start MATERIAL SUPPLIED

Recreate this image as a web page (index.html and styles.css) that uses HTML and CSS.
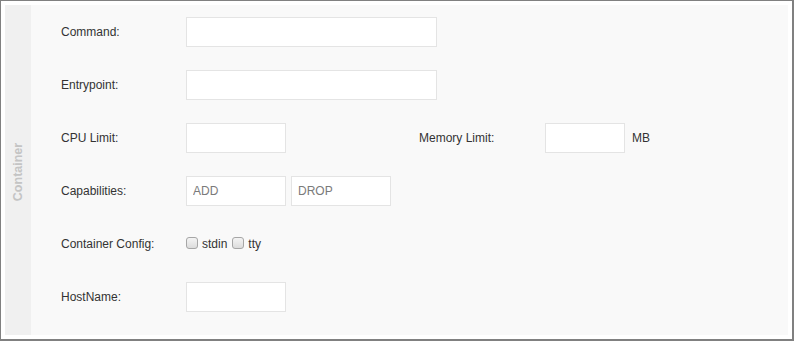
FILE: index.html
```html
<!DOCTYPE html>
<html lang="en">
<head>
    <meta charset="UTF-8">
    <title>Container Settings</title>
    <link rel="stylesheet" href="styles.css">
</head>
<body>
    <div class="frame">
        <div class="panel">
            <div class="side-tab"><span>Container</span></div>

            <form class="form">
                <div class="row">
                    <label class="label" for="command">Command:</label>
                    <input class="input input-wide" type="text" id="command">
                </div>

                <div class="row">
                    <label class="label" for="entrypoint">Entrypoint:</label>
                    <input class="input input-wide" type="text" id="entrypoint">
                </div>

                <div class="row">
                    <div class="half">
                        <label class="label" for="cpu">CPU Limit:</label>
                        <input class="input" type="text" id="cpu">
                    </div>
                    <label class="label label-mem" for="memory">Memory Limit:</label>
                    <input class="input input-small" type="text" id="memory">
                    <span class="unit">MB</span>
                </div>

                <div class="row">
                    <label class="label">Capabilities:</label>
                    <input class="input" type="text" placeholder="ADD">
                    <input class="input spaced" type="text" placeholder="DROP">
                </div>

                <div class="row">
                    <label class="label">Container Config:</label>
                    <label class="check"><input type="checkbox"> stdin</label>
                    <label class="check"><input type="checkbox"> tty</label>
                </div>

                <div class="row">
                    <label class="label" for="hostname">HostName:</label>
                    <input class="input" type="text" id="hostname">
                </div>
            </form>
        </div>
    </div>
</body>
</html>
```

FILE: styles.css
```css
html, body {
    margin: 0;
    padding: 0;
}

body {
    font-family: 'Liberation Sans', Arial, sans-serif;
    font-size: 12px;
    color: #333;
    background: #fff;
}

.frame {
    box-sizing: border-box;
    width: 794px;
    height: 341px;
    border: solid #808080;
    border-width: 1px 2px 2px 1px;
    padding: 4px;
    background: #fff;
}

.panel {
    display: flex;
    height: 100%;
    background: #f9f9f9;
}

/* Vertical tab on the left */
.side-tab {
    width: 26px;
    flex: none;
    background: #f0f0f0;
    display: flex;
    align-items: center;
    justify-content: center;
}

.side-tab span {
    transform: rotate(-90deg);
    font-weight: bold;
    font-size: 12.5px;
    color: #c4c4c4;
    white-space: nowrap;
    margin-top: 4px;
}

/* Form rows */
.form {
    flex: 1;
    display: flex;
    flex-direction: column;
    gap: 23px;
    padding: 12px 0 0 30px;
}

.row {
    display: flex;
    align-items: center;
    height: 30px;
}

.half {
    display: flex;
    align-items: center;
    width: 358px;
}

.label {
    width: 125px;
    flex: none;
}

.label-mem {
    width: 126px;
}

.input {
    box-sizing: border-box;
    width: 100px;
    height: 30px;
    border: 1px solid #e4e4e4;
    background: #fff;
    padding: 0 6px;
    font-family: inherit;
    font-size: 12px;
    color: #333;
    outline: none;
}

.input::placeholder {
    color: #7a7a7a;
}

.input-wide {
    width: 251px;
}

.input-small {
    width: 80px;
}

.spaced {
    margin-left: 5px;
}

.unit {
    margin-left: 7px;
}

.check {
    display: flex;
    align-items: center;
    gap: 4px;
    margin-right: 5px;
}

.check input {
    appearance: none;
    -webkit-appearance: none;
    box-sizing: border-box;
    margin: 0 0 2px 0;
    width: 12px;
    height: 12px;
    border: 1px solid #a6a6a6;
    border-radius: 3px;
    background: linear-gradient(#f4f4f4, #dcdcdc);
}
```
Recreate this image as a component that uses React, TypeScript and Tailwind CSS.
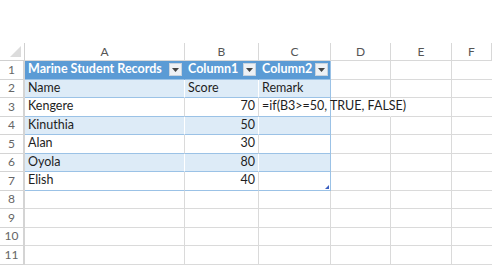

end MATERIAL SUPPLIED

TASK STATEMENT – Reproduce all of the data exactly, omitting each picture it holds.

PROBLEM SOLUTION –
Recreate this image as a web page (index.html and styles.css) that uses HTML and CSS.
FILE: index.html
```html
<!DOCTYPE html>
<html lang="en">
<head>
    <meta charset="UTF-8">
    <title>Container Settings</title>
    <link rel="stylesheet" href="styles.css">
</head>
<body>
    <div class="frame">
        <div class="panel">
            <div class="side-tab"><span>Container</span></div>

            <form class="form">
                <div class="row">
                    <label class="label" for="command">Command:</label>
                    <input class="input input-wide" type="text" id="command">
                </div>

                <div class="row">
                    <label class="label" for="entrypoint">Entrypoint:</label>
                    <input class="input input-wide" type="text" id="entrypoint">
                </div>

                <div class="row">
                    <div class="half">
                        <label class="label" for="cpu">CPU Limit:</label>
                        <input class="input" type="text" id="cpu">
                    </div>
                    <label class="label label-mem" for="memory">Memory Limit:</label>
                    <input class="input input-small" type="text" id="memory">
                    <span class="unit">MB</span>
                </div>

                <div class="row">
                    <label class="label">Capabilities:</label>
                    <input class="input" type="text" placeholder="ADD">
                    <input class="input spaced" type="text" placeholder="DROP">
                </div>

                <div class="row">
                    <label class="label">Container Config:</label>
                    <label class="check"><input type="checkbox"> stdin</label>
                    <label class="check"><input type="checkbox"> tty</label>
                </div>

                <div class="row">
                    <label class="label" for="hostname">HostName:</label>
                    <input class="input" type="text" id="hostname">
                </div>
            </form>
        </div>
    </div>
</body>
</html>
```

FILE: styles.css
```css
html, body {
    margin: 0;
    padding: 0;
}

body {
    font-family: 'Liberation Sans', Arial, sans-serif;
    font-size: 12px;
    color: #333;
    background: #fff;
}

.frame {
    box-sizing: border-box;
    width: 794px;
    height: 341px;
    border: solid #808080;
    border-width: 1px 2px 2px 1px;
    padding: 4px;
    background: #fff;
}

.panel {
    display: flex;
    height: 100%;
    background: #f9f9f9;
}

/* Vertical tab on the left */
.side-tab {
    width: 26px;
    flex: none;
    background: #f0f0f0;
    display: flex;
    align-items: center;
    justify-content: center;
}

.side-tab span {
    transform: rotate(-90deg);
    font-weight: bold;
    font-size: 12.5px;
    color: #c4c4c4;
    white-space: nowrap;
    margin-top: 4px;
}

/* Form rows */
.form {
    flex: 1;
    display: flex;
    flex-direction: column;
    gap: 23px;
    padding: 12px 0 0 30px;
}

.row {
    display: flex;
    align-items: center;
    height: 30px;
}

.half {
    display: flex;
    align-items: center;
    width: 358px;
}

.label {
    width: 125px;
    flex: none;
}

.label-mem {
    width: 126px;
}

.input {
    box-sizing: border-box;
    width: 100px;
    height: 30px;
    border: 1px solid #e4e4e4;
    background: #fff;
    padding: 0 6px;
    font-family: inherit;
    font-size: 12px;
    color: #333;
    outline: none;
}

.input::placeholder {
    color: #7a7a7a;
}

.input-wide {
    width: 251px;
}

.input-small {
    width: 80px;
}

.spaced {
    margin-left: 5px;
}

.unit {
    margin-left: 7px;
}

.check {
    display: flex;
    align-items: center;
    gap: 4px;
    margin-right: 5px;
}

.check input {
    appearance: none;
    -webkit-appearance: none;
    box-sizing: border-box;
    margin: 0 0 2px 0;
    width: 12px;
    height: 12px;
    border: 1px solid #a6a6a6;
    border-radius: 3px;
    background: linear-gradient(#f4f4f4, #dcdcdc);
}
```
Recreate this image as a component that uses React, TypeScript and Tailwind CSS.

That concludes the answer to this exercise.